If you’re not able to individualize the codes, at least limit the campaign to particular area or location. Especially if you’re an international business, create geo-targeted codes by zip code, city or country, offering different discounts in different areas, then track where they are being used.
7. Control the distribution of your coupons.
Don’t distribute your coupons or promo codes just elsewhere especially if they are generic or free to use by everyone. Oftentimes, abusers are just waiting to grab that opportunity and won’t give genuine customers a chance to take advantage of your offer. To acquire new customers, distribute unique codes across social media campaigns or target those who are already engaged. A good idea is also to get into partnerships with companies that offer complementary products and distribute unique coupons directly to their customers.
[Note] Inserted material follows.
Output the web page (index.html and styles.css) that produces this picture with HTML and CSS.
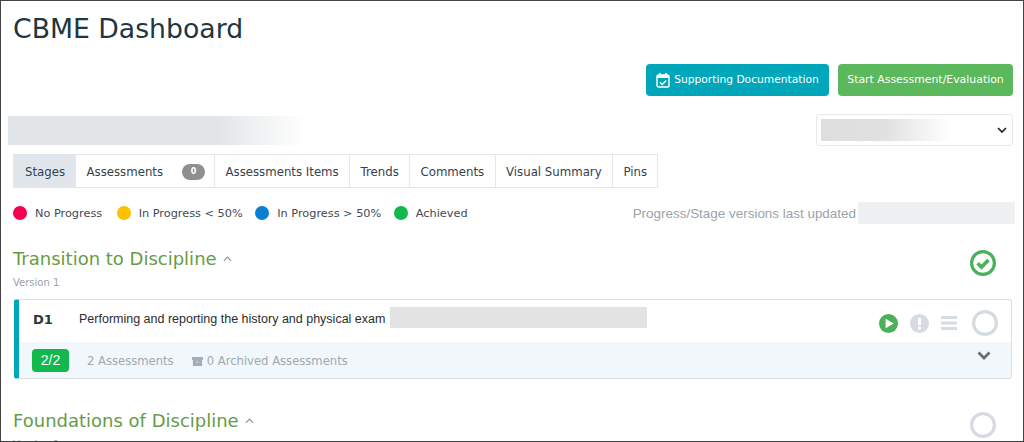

Make sure each coupon is attributed properly to each marketing channel, so you can easily (ideally in a real time) monitor each campaign’s Revenue On Investment (ROI) and act accordingly. If you’re using coupons to track your offline campaigns, track not only a Conversion Rate (CR) but also a CLTV to see how profitable those customers are.
8. Never fully disclose the limitations of your promo code.
Another loophole that abusers can use is the knowledge of your coupon’s limitations. If for example your coupon code is intended for new customers only, it’s enough to tell them that it is limited to new sign-ups or purchases only. Don’t discuss other details like in cases where you are only tracking the IP address, email address, etc.
9. Benchmark referrers and affiliates.
An effective way to discourage abuse especially from “illicit” referrers or affiliates is to control their KPIs. Monitor affiliates and agencies, track how much their revenue contribution is driven by vouchers and benchmark them all together – any anomaly might indicate dishonest behavior. To not lose a vendor, simply direct your partner to decrease the voucher usage or set a limit upfront.
Offering special deals can attract new customers and keep current ones engaged, but without a well-though coupon strategy, discounting can bring loses, even if generates lots of traffic at first.